Side-to-Side Isoperistaltic Strictureplasty Helpful in Crohn's
Age at diagnosis and surgery, family history, smoking are independent risk factors for recurrence
TUESDAY, Jan. 5, 2016 (HealthDay News) -- For patients with Crohn's disease (CD), side-to-side isoperistaltic strictureplasty (SSIS) is beneficial, with acceptable recurrence rates, according to a study published online Dec. 30 in JAMA Surgery.
Marilena Fazi, M.D., from the University of Florence in Italy, and colleagues examined the results obtained in a monocentric population of 91 patients with CD who underwent SSIS (mean age, 39.5 years; mean preoperative disease duration, 97.9 months). The procedure was performed according to the Michelassi technique in 69 patients and according to the Tonelli technique in 22 patients.

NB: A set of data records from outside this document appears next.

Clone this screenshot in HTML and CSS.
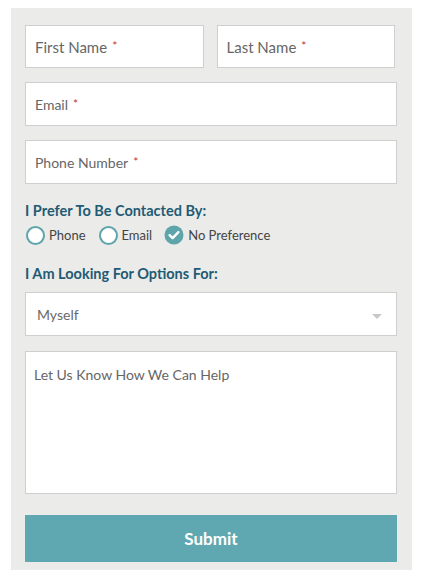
FILE: index.html
```html
<!DOCTYPE html>
<html lang="en">
<head>
<meta charset="utf-8">
<title>Contact Form</title>
<link rel="stylesheet" href="styles.css">
</head>
<body>
<form class="panel">
  <div class="row">
    <div class="field"><span>First Name</span><span class="req">*</span></div>
    <div class="field"><span>Last Name</span><span class="req">*</span></div>
  </div>
  <div class="field wide"><span>Email</span><span class="req">*</span></div>
  <div class="field wide"><span>Phone Number</span><span class="req">*</span></div>
  <div class="label first">I Prefer To Be Contacted By:</div>
  <div class="radios">
    <span class="opt"><span class="radio"></span>Phone</span>
    <span class="opt"><span class="radio"></span>Email</span>
    <span class="opt"><span class="radio checked"><svg viewBox="0 0 20 20" width="20" height="20"><circle cx="10" cy="10" r="9.5" fill="#5ea4ab"/><path d="M5.6 10.2 L8.6 13.1 L14.4 7.2" fill="none" stroke="#fff" stroke-width="2.4" stroke-linecap="round" stroke-linejoin="round"/></svg></span>No Preference</span>
  </div>
  <div class="label second">I Am Looking For Options For:</div>
  <div class="field wide select">Myself<span class="arrow"></span></div>
  <div class="field wide area">Let Us Know How We Can Help</div>
  <div class="submit">Submit</div>
</form>
</body>
</html>
```
FILE: styles.css
```css
html, body {
  margin: 0;
  padding: 0;
  background: #fff;
}
body {
  font-family: Lato, "Open Sans", "Liberation Sans", sans-serif;
}
.panel {
  box-sizing: border-box;
  width: 401px;
  margin: 8px 0 0 11px;
  padding: 17px 15px 8px 14px;
  background: #ebebe9;
  display: flex;
  flex-direction: column;
}
.row {
  display: flex;
  gap: 13px;
  margin-right: 2px;
  margin-bottom: 14px;
}
.row .field {
  flex: 1;
  margin-bottom: 0;
  font-size: 15px;
}
.field {
  box-sizing: border-box;
  height: 43px;
  background: #fff;
  border: 1px solid #cfcfcf;
  padding: 0 9px;
  display: flex;
  align-items: center;
  font-size: 14px;
  color: #666;
  margin-bottom: 14px;
}
.field.wide {
  height: 44px;
}
.req {
  color: #c4342d;
  font-size: 12px;
  margin-left: 5px;
  position: relative;
  top: -1px;
}
.label {
  font-size: 14.5px;
  font-weight: 700;
  color: #1f5b74;
  line-height: 16px;
}
.label.first {
  margin-top: 5px;
}
.radios {
  display: flex;
  align-items: center;
  gap: 12px;
  font-size: 13px;
  color: #444;
  height: 20px;
  margin-top: 6px;
}
.opt {
  display: flex;
  align-items: center;
  gap: 4px;
}
.radio {
  box-sizing: border-box;
  width: 19px;
  height: 19px;
  border-radius: 50%;
  border: 2px solid #5ea4ab;
  background: #fff;
  display: inline-block;
  margin-left: 1px;
}
.radio.checked {
  border: none;
  width: 20px;
  height: 20px;
  background: transparent;
  margin-left: 0;
}
.radio svg {
  display: block;
}
.label.second {
  margin-top: 21px;
  margin-bottom: 10px;
}
.select {
  position: relative;
  padding-left: 11px;
  color: #6a6a6a;
  margin-bottom: 15px;
}
.arrow {
  position: absolute;
  right: 14px;
  top: 21px;
  width: 0;
  height: 0;
  border-left: 5px solid transparent;
  border-right: 5px solid transparent;
  border-top: 5px solid #c8c8c8;
}
.field.area {
  height: 143px;
  align-items: flex-start;
  padding: 14px 8px;
  margin-bottom: 21px;
}
.submit {
  height: 47px;
  background: #5fa8b1;
  color: #fff;
  font-size: 17px;
  font-weight: 700;
  display: flex;
  align-items: center;
  justify-content: center;
}
```
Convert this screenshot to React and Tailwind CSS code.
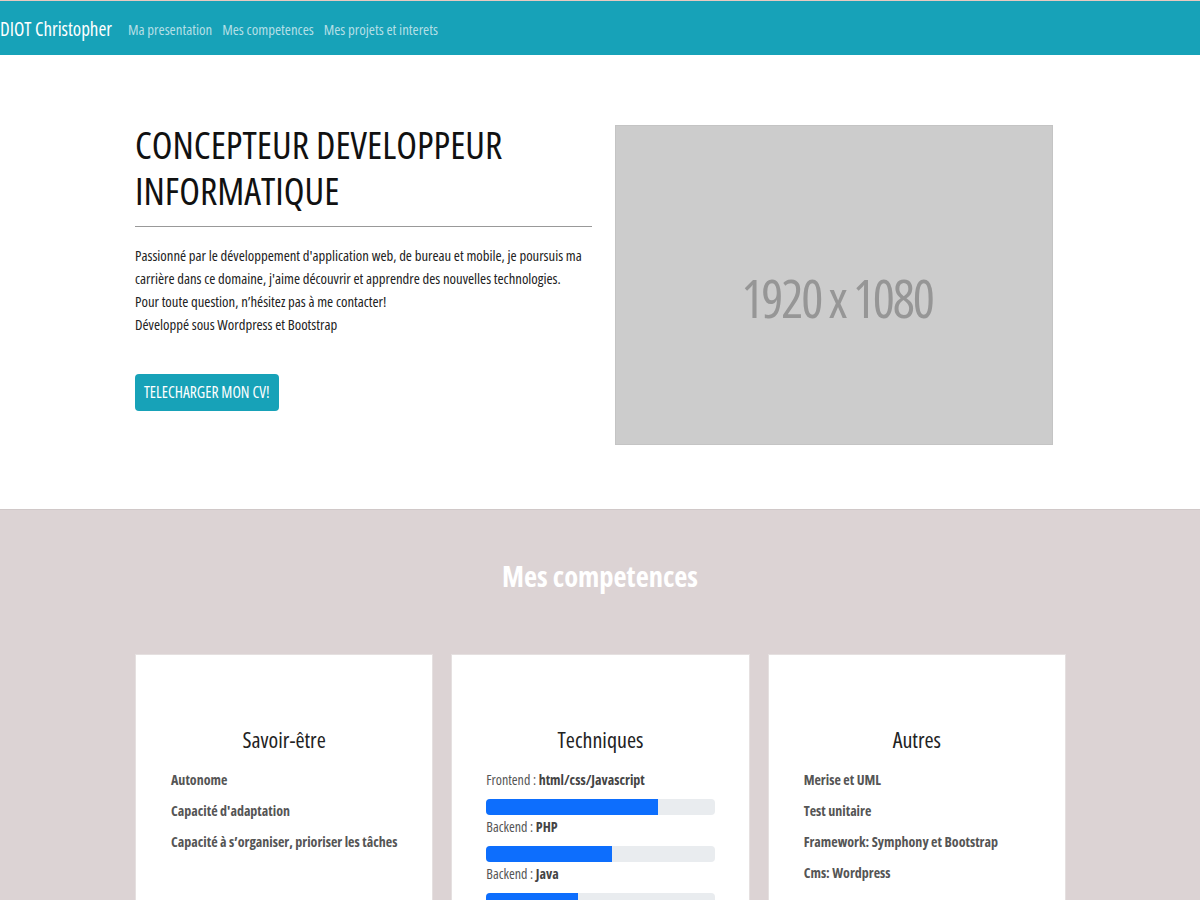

Follow-up data were available for 91.2 percent of patients, of whom 44.58 percent experienced recurrence at a mean of 55.46 months postoperatively. The researchers found that, overall, 28.9 percent of patients experienced recurrence at the SSIS site, which occurred at a mean of 48.25 months after surgery (nine medical and 15 surgical recurrence cases). There was a significant association for recurrence in the SSIS with time elapsed between diagnosis and surgery (P = 0.03). There was a borderline correlation between family history of CD and surgical recurrence (P = 0.054). In multivariate analysis, independent risk factors for recurrence were found to be age at diagnosis (P = 0.02), age at surgery (P = 0.005), family history (P = 0.01), and smoking habit (P = 0.007).
"In the short-term, SSIS leads to a resolution of symptoms in more than 90 percent of cases and the recurrence rate in the SSIS area is acceptable, even after long-term follow-up," the authors write.